* [WHAT YOU NEED TO DO] Filter the lines below, copying only those with the string "styles".
******************************
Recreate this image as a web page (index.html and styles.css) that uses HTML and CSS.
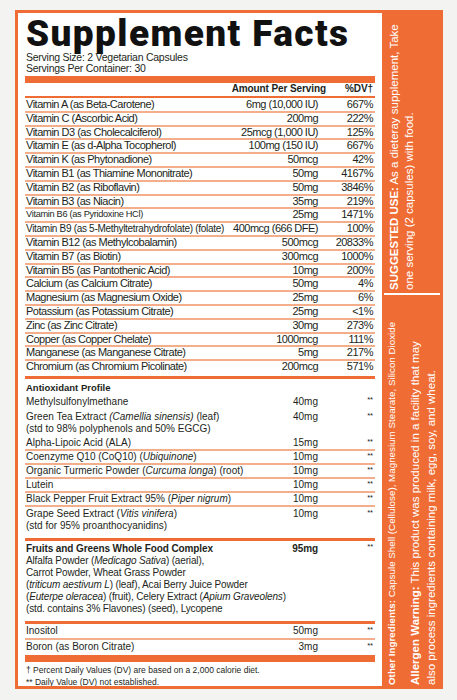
FILE: index.html
```html
<!DOCTYPE html>
<html lang="en">
<head>
    <meta charset="UTF-8">
    <meta name="viewport" content="width=device-width, initial-scale=1.0">
    <title>Supplement Facts</title>
    <link rel="stylesheet" href="styles.css">
</head>
<body>
    <div class="label">
        <div class="facts">
            <h1 class="title">Supplement Facts</h1>
            <p class="serving">Serving Size: 2 Vegetarian Capsules<br>Servings Per Container: 30</p>
            <div class="bar"></div>

            <div class="row head">
                <span></span>
                <span class="amt">Amount Per Serving</span>
                <span class="dv">%DV&dagger;</span>
            </div>

            <div class="vitamins">
                <div class="row"><span>Vitamin A (as Beta-Carotene)</span><span class="amt">6mg (10,000 IU)</span><span class="dv">667%</span></div>
                <div class="row"><span>Vitamin C (Ascorbic Acid)</span><span class="amt">200mg</span><span class="dv">222%</span></div>
                <div class="row"><span>Vitamin D3 (as Cholecalciferol)</span><span class="amt">25mcg (1,000 IU)</span><span class="dv">125%</span></div>
                <div class="row"><span>Vitamin E (as d-Alpha Tocopherol)</span><span class="amt">100mg (150 IU)</span><span class="dv">667%</span></div>
                <div class="row"><span>Vitamin K (as Phytonadione)</span><span class="amt">50mcg</span><span class="dv">42%</span></div>
                <div class="row"><span>Vitamin B1 (as Thiamine Mononitrate)</span><span class="amt">50mg</span><span class="dv">4167%</span></div>
                <div class="row"><span>Vitamin B2 (as Riboflavin)</span><span class="amt">50mg</span><span class="dv">3846%</span></div>
                <div class="row"><span>Vitamin B3 (as Niacin)</span><span class="amt">35mg</span><span class="dv">219%</span></div>
                <div class="row"><span class="tight b6">Vitamin B6 (as Pyridoxine HCl)</span><span class="amt">25mg</span><span class="dv">1471%</span></div>
                <div class="row"><span class="tight">Vitamin B9 (as 5-Methyltetrahydrofolate) (folate)</span><span class="amt">400mcg (666 DFE)</span><span class="dv">100%</span></div>
                <div class="row"><span>Vitamin B12 (as Methylcobalamin)</span><span class="amt">500mcg</span><span class="dv">20833%</span></div>
                <div class="row"><span>Vitamin B7 (as Biotin)</span><span class="amt">300mcg</span><span class="dv">1000%</span></div>
                <div class="row"><span>Vitamin B5 (as Pantothenic Acid)</span><span class="amt">10mg</span><span class="dv">200%</span></div>
                <div class="row"><span>Calcium (as Calcium Citrate)</span><span class="amt">50mg</span><span class="dv">4%</span></div>
                <div class="row"><span>Magnesium (as Magnesium Oxide)</span><span class="amt">25mg</span><span class="dv">6%</span></div>
                <div class="row"><span>Potassium (as Potassium Citrate)</span><span class="amt">25mg</span><span class="dv">&lt;1%</span></div>
                <div class="row"><span>Zinc (as Zinc Citrate)</span><span class="amt">30mg</span><span class="dv">273%</span></div>
                <div class="row"><span>Copper (as Copper Chelate)</span><span class="amt">1000mcg</span><span class="dv">111%</span></div>
                <div class="row"><span>Manganese (as Manganese Citrate)</span><span class="amt">5mg</span><span class="dv">217%</span></div>
                <div class="row"><span>Chromium (as Chromium Picolinate)</span><span class="amt">200mcg</span><span class="dv">571%</span></div>
            </div>

            <div class="rule"></div>

            <!-- antioxidants -->
            <div class="group">
                <div class="item sub-head"><b>Antioxidant Profile</b></div>
                <div class="item plain"><span>Methylsulfonylmethane</span><span class="amt">40mg</span><span class="star">**</span></div>
                <div class="item two first"><span>Green Tea Extract <i>(Camellia sinensis)</i> (leaf)<br>(std to 98% polyphenols and 50% EGCG)</span><span class="amt">40mg</span><span class="star">**</span></div>
                <div class="item"><span>Alpha-Lipoic Acid (ALA)</span><span class="amt">15mg</span><span class="star">**</span></div>
                <div class="item"><span>Coenzyme Q10 (CoQ10) (<i>Ubiquinone</i>)</span><span class="amt">10mg</span><span class="star">**</span></div>
                <div class="item"><span>Organic Turmeric Powder (<i>Curcuma longa</i>) (root)</span><span class="amt">10mg</span><span class="star">**</span></div>
                <div class="item"><span>Lutein</span><span class="amt">10mg</span><span class="star">**</span></div>
                <div class="item"><span>Black Pepper Fruit Extract 95% (<i>Piper nigrum</i>)</span><span class="amt">10mg</span><span class="star">**</span></div>
                <div class="item two last"><span>Grape Seed Extract (<i>Vitis vinifera</i>)<br>(std for 95% proanthocyanidins)</span><span class="amt">10mg</span><span class="star">**</span></div>
            </div>

            <div class="rule"></div>

            <div class="group fruits">
                <div class="item plain"><b>Fruits and Greens Whole Food Complex</b><b class="amt">95mg</b><span class="star">**</span></div>
                <p class="blend">Alfalfa Powder (<i>Medicago Sativa</i>) (aerial),<br>Carrot Powder, Wheat Grass Powder<br>(<i>triticum aestivum L</i>) (leaf), Acai Berry Juice Powder<br>(<i>Euterpe oleracea</i>) (fruit), Celery Extract (<i>Apium Graveolens</i>)<br>(std. contains 3% Flavones) (seed), Lycopene</p>
            </div>

            <div class="rule"></div>

            <div class="group minor">
                <div class="item"><span>Inositol</span><span class="amt">50mg</span><span class="star">**</span></div>
                <div class="item plain"><span>Boron (as Boron Citrate)</span><span class="amt">3mg</span><span class="star">**</span></div>
            </div>

            <div class="bar"></div>
            <p class="notes">&dagger; Percent Daily Values (DV) are based on a 2,000 calorie diet.<br>** Daily Value (DV) not established.</p>
        </div>

        <div class="panel">
            <div class="panel-use">
                <p class="vtext use-text"><b>SUGGESTED USE:</b> As a dieteray supplement, Take<br>one serving (2 capsules) with food.</p>
            </div>
            <div class="panel-other">
                <div class="vtext other-text">
                    <p class="ingr"><b>Other Ingredients:</b> Capsule Shell (Cellulose), Magnesium Stearate, Silicon Dioxide</p>
                    <p class="allergen"><b>Allergen Warning:</b> This product was produced in a facility that may<br>also process ingredients containing milk, egg, soy, and wheat.</p>
                </div>
            </div>
        </div>
    </div>
</body>
</html>
```

FILE: styles.css
```css
body {
    margin: 0;
    background-color: #f3f3f1;
    color: #231f20;
    font-family: "Liberation Sans", Arial, sans-serif;
}

.label {
    display: flex;
    box-sizing: border-box;
    width: 428px;
    height: 679px;
    margin: 10px 0 0 15px;
    border: 3px solid #ef6c34;
    border-right: 0;
    background-color: #fff;
    overflow: hidden;
}

.facts {
    flex: none;
    width: 350px;
    padding: 0 7px;
}

.title {
    margin: 2px 0 0 1px;
    font-family: Roboto, "Liberation Sans", sans-serif;
    font-weight: 900;
    font-size: 37px;
    line-height: 37px;
    letter-spacing: 1.4px;
    color: #111;
    white-space: nowrap;
}

.serving {
    margin: 0 0 0 1px;
    font-size: 10.5px;
    line-height: 11px;
    letter-spacing: -0.25px;
}

.bar {
    height: 7px;
    margin-top: 2px;
    background-color: #ef6c34;
}

.rule {
    height: 3px;
    background-color: #ef6c34;
}

/* main table */
.row {
    display: grid;
    grid-template-columns: minmax(0, 1fr) 95px 55px;
    font-size: 11px;
    line-height: 11.8px;
    letter-spacing: -0.5px;
    border-bottom: 2px solid #f5ae8b;
    white-space: nowrap;
}

.row span:first-child {
    padding-left: 1px;
}

.row .amt,
.row .dv {
    text-align: right;
    padding-right: 2px;
}

.head {
    font-weight: bold;
    font-size: 10px;
    line-height: 11px;
    letter-spacing: -0.1px;
    padding-bottom: 2px;
    border-bottom: 2px solid #ef6c34;
    margin-bottom: 1px;
}

.head .amt {
    padding-right: 0;
    margin-right: -6px;
}

.vitamins .row:last-child {
    border-bottom: 0;
    margin-bottom: 3px;
}

.tight {
    font-size: 10px;
    letter-spacing: -0.3px;
}

.tight.b6 {
    font-size: 9.2px;
}

/* lower groups */
.item {
    display: grid;
    grid-template-columns: minmax(0, 1fr) 95px 55px;
    font-size: 10px;
    line-height: 12px;
    border-bottom: 2px solid #f5ae8b;
    white-space: nowrap;
}

.item span:first-child,
.item b:first-child {
    padding-left: 1px;
}

.item .amt {
    text-align: right;
    padding-right: 2px;
}

.item .star {
    text-align: right;
    padding-right: 2px;
    font-size: 7.5px;
    line-height: 9px;
}

.item.plain,
.item.sub-head,
.item.first {
    border-bottom: 0;
}

.sub-head {
    padding-top: 2px;
    font-size: 9.5px;
    line-height: 14px;
}

.sub-head + .plain {
    line-height: 14px;
}

.two {
    line-height: 12.5px;
    padding: 2px 0 1px;
}

.two.last {
    padding: 1px 0 5px;
    border-bottom: 0;
}

.fruits .plain {
    padding-top: 1px;
    line-height: 13px;
    letter-spacing: -0.1px;
}

.blend {
    margin: 0 0 6px 1px;
    font-size: 10px;
    line-height: 12px;
    letter-spacing: -0.15px;
}

.minor .item {
    padding-top: 1px;
}

.minor .item:first-child {
    padding-bottom: 1px;
}

.notes {
    margin: 2px 0 0 1px;
    font-size: 8.5px;
    line-height: 12px;
}

/* side panel */
.panel {
    display: flex;
    flex-direction: column;
    width: 61px;
    background-color: #ef6c34;
    color: #fff;
}

.panel-use {
    display: flex;
    box-sizing: border-box;
    height: 282px;
    margin: 0 3px 0 2px;
    padding: 4px 0 3px 2.5px;
    border-bottom: 2px solid #fff;
}

.panel-other {
    display: flex;
    flex: 1;
    padding: 3px 0 1px 4px;
}

.vtext {
    margin: 0;
    writing-mode: vertical-rl;
    transform: rotate(180deg);
    text-align: justify;
    white-space: nowrap;
}

.use-text {
    font-size: 11.5px;
    line-height: 15px;
    white-space: normal;
}

.other-text p {
    margin: 0;
}

.ingr {
    font-size: 9.8px;
    line-height: 12px;
    margin-block-end: 9px !important;
}

.allergen {
    font-size: 11.5px;
    line-height: 16px;
    white-space: normal;
}
```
******************************
* [TASK RESULT]
Recreate this image as a web page (index.html and styles.css) that uses HTML and CSS.
    <link rel="stylesheet" href="styles.css">
FILE: styles.css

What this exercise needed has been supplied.